Application of a Ten-Variate Prediction Ellipsoid for Normalized Data and Machine Learning Algorithms for Face Recognition

Abstract

Face recognition plays a pivotal role in enhancing security, improving efficiency, and enabling innovative applications across diverse industries, making it an indispensable tool in today's world. This study presents a comparative investigation between prediction ellipsoid and machine learning algorithms, such as a one-class support vector machine, isolation forest, and an autoencoder based on a neural network, in the context of face recognition. The construction of a prediction ellipsoid is based on the assumption of a multivariate normal distribution of the data, however, in real-world scenarios, the data often deviates from this assumption and may exhibit a non-Gaussian distribution.
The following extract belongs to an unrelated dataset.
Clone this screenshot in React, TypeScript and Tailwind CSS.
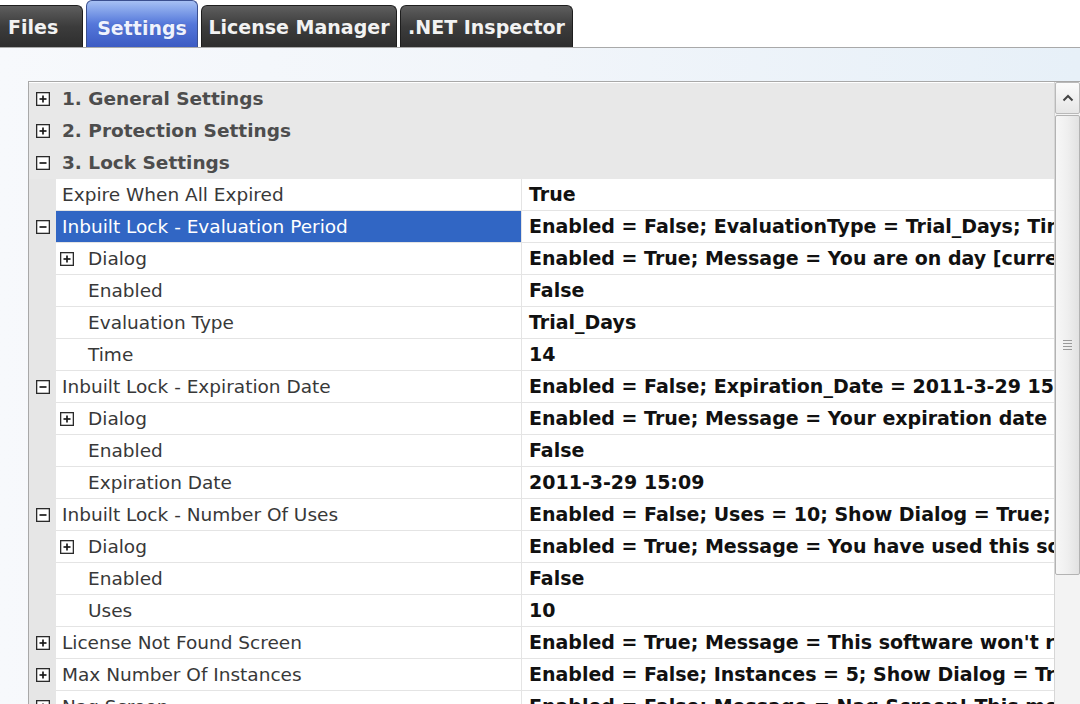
import React from "react";

type Row = {
  kind: "cat" | "row";
  name: string;
  value?: string;
  level?: number;
  box?: "plus" | "minus" | null;
  selected?: boolean;
};

const rows: Row[] = [
  { kind: "cat", name: "1. General Settings", box: "plus" },
  { kind: "cat", name: "2. Protection Settings", box: "plus" },
  { kind: "cat", name: "3. Lock Settings", box: "minus" },
  { kind: "row", name: "Expire When All Expired", value: "True", level: 0 },
  { kind: "row", name: "Inbuilt Lock - Evaluation Period", value: "Enabled = False; EvaluationType = Trial_Days; Time = 14; Dialog", level: 0, box: "minus", selected: true },
  { kind: "row", name: "Dialog", value: "Enabled = True; Message = You are on day [current day] of your trial", level: 1, box: "plus" },
  { kind: "row", name: "Enabled", value: "False", level: 1 },
  { kind: "row", name: "Evaluation Type", value: "Trial_Days", level: 1 },
  { kind: "row", name: "Time", value: "14", level: 1 },
  { kind: "row", name: "Inbuilt Lock - Expiration Date", value: "Enabled = False; Expiration_Date = 2011-3-29 15:09; Dialog", level: 0, box: "minus" },
  { kind: "row", name: "Dialog", value: "Enabled = True; Message = Your expiration date is [expiration date]", level: 1, box: "plus" },
  { kind: "row", name: "Enabled", value: "False", level: 1 },
  { kind: "row", name: "Expiration Date", value: "2011-3-29 15:09", level: 1 },
  { kind: "row", name: "Inbuilt Lock - Number Of Uses", value: "Enabled = False; Uses = 10; Show Dialog = True; Message", level: 0, box: "minus" },
  { kind: "row", name: "Dialog", value: "Enabled = True; Message = You have used this software [used] times", level: 1, box: "plus" },
  { kind: "row", name: "Enabled", value: "False", level: 1 },
  { kind: "row", name: "Uses", value: "10", level: 1 },
  { kind: "row", name: "License Not Found Screen", value: "Enabled = True; Message = This software won't run without a license", level: 0, box: "plus" },
  { kind: "row", name: "Max Number Of Instances", value: "Enabled = False; Instances = 5; Show Dialog = True; Message", level: 0, box: "plus" },
  { kind: "row", name: "Nag Screen", value: "Enabled = False; Message = Nag Screen! This message is shown", level: 0, box: "plus" },
];

function Box({ type }: { type: "plus" | "minus" }) {
  return (
    <svg width="14" height="14" viewBox="0 0 14 14" className="shrink-0">
      <rect x="0.6" y="0.6" width="12.8" height="12.8" fill="#fff" stroke="#2a2a2a" strokeWidth="1.4" />
      <line x1="3.5" y1="7" x2="10.5" y2="7" stroke="#1a1a1a" strokeWidth="1.7" />
      {type === "plus" && <line x1="7" y1="3.5" x2="7" y2="10.5" stroke="#1a1a1a" strokeWidth="1.7" />}
    </svg>
  );
}

function Tab({ label, active, className }: { label: string; active?: boolean; className?: string }) {
  if (active) {
    return (
      <div
        className={
          "h-[47px] flex items-center justify-center pt-[8px] rounded-t-[6px] border border-[#3a4f8f] border-b-0 bg-gradient-to-b from-[#a6c0f3] via-[#5577da] to-[#3c5bc3] text-[#eef2ff] font-bold text-[19px] " +
          (className ?? "")
        }
        style={{ textShadow: "0 0 1px rgba(0,0,0,0.3)" }}
      >
        {label}
      </div>
    );
  }
  return (
    <div
      className={
        "h-[42px] flex items-center justify-center pt-[2px] rounded-t-[6px] border border-[#1e1e1e] border-b-0 bg-gradient-to-b from-[#5e5e5e] via-[#3c3c3c] to-[#2e2e2e] text-[#f2f2f2] font-bold text-[19px] " +
        (className ?? "")
      }
    >
      {label}
    </div>
  );
}

export default function App() {
  return (
    <div
      className="w-[1080px] h-[704px] overflow-hidden bg-white flex flex-col"
      style={{ fontFamily: '"DejaVu Sans", Verdana, sans-serif' }}
    >
      {/* Tab bar */}
      <div className="h-[48px] shrink-0 flex items-end gap-[3px] bg-white border-b border-[#a9a9a9]">
        <Tab label="Files" className="w-[90px] ml-[-7px] justify-start pl-[14px] rounded-tl-none" />
        <Tab label="Settings" active className="w-[112px]" />
        <Tab label="License Manager" className="w-[196px]" />
        <Tab label=".NET Inspector" className="w-[173px]" />
      </div>

      {/* Content */}
      <div className="flex-1 min-h-0 bg-gradient-to-r from-[#f7f9fc] via-[#f1f5fa] to-[#e7f0f8] pt-[33px] pl-[28px] flex flex-col">
        <div className="flex-1 min-h-0 flex border-t border-l border-[#a8a8a8] bg-white overflow-hidden">
          {/* Grid */}
          <div className="flex-1 min-w-0 flex flex-col pt-[1px]">
            {rows.map((r, i) => {
              if (r.kind === "cat") {
                return (
                  <div key={i} className="h-[32px] shrink-0 flex items-center bg-[#e8e8e8]">
                    <div className="w-[27px] flex justify-center pl-[1px]">
                      <Box type={r.box as "plus" | "minus"} />
                    </div>
                    <span className="pl-[6px] font-bold text-[18.5px] text-[#4d4d4d] whitespace-nowrap">{r.name}</span>
                  </div>
                );
              }
              const lvl = r.level ?? 0;
              return (
                <div key={i} className="h-[32px] shrink-0 flex bg-white">
                  <div className="w-[27px] shrink-0 bg-[#e6e6e6] flex items-center justify-center pl-[1px]">
                    {lvl === 0 && r.box && <Box type={r.box} />}
                  </div>
                  <div
                    className={
                      "w-[466px] shrink-0 flex items-center border-b border-r border-[#e4e4e4] " +
                      (r.selected ? "bg-[#3166c4] text-white" : "text-[#383838]")
                    }
                  >
                    {lvl === 1 ? (
                      <div className="flex items-center">
                        <div className="w-[32px] flex items-center pl-[4px]">
                          {r.box && <Box type={r.box} />}
                        </div>
                        <span className="text-[18.5px] whitespace-nowrap">{r.name}</span>
                      </div>
                    ) : (
                      <span className="pl-[6px] text-[18.5px] whitespace-nowrap">{r.name}</span>
                    )}
                  </div>
                  <div className="flex-1 min-w-0 overflow-hidden flex items-center border-b border-[#e4e4e4] pl-[7px]">
                    <span className="font-bold text-[19px] text-[#111] whitespace-nowrap">{r.value}</span>
                  </div>
                </div>
              );
            })}
          </div>

          {/* Scrollbar */}
          <div className="w-[26px] shrink-0 flex flex-col border-l border-[#d6d6d6] bg-[#f4f4f4]">
            <div className="h-[32px] shrink-0 flex items-center justify-center border border-[#b9b9b9] rounded-[2px] bg-gradient-to-b from-[#fbfbfb] to-[#e6e6e6]">
              <svg width="12" height="8" viewBox="0 0 12 8">
                <path d="M1.5 6.5 L6 2 L10.5 6.5" fill="none" stroke="#444" strokeWidth="2" />
              </svg>
            </div>
            <div className="h-[460px] shrink-0 mt-[1px] flex items-center justify-center border border-[#b3b3b3] rounded-[2px] bg-gradient-to-r from-[#f7f7f7] via-[#efefef] to-[#e2e2e2]">
              <div className="flex flex-col gap-[2px]">
                <div className="w-[9px] h-[1px] bg-[#9a9a9a]" />
                <div className="w-[9px] h-[1px] bg-[#9a9a9a]" />
                <div className="w-[9px] h-[1px] bg-[#9a9a9a]" />
                <div className="w-[9px] h-[1px] bg-[#9a9a9a]" />
              </div>
            </div>
            <div className="flex-1 bg-[#f3f3f3]" />
          </div>
        </div>
      </div>
    </div>
  );
}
To mitigate this, the dataset underwent normalization via the multivariate Box-Cox transformation, facilitating the development of a decision rule based on a ten-variate prediction ellipsoid for the normalized data. This approach yielded notable enhancements in accuracy and method robustness. All the developed models have shown good efficiency in their respective performances. However, the application of the multivariate Box-Cox normalizing transformation significantly enhanced the performance of the prediction ellipsoid. As a result, the ten-variable prediction ellipsoid for normalized data has demonstrated superior efficiency compared to the other models. The study also highlights the critical role of feature dimensionality in face recognition, emphasizing the necessity of expanding the number of features and utilizing more complex models to achieve optimal performance.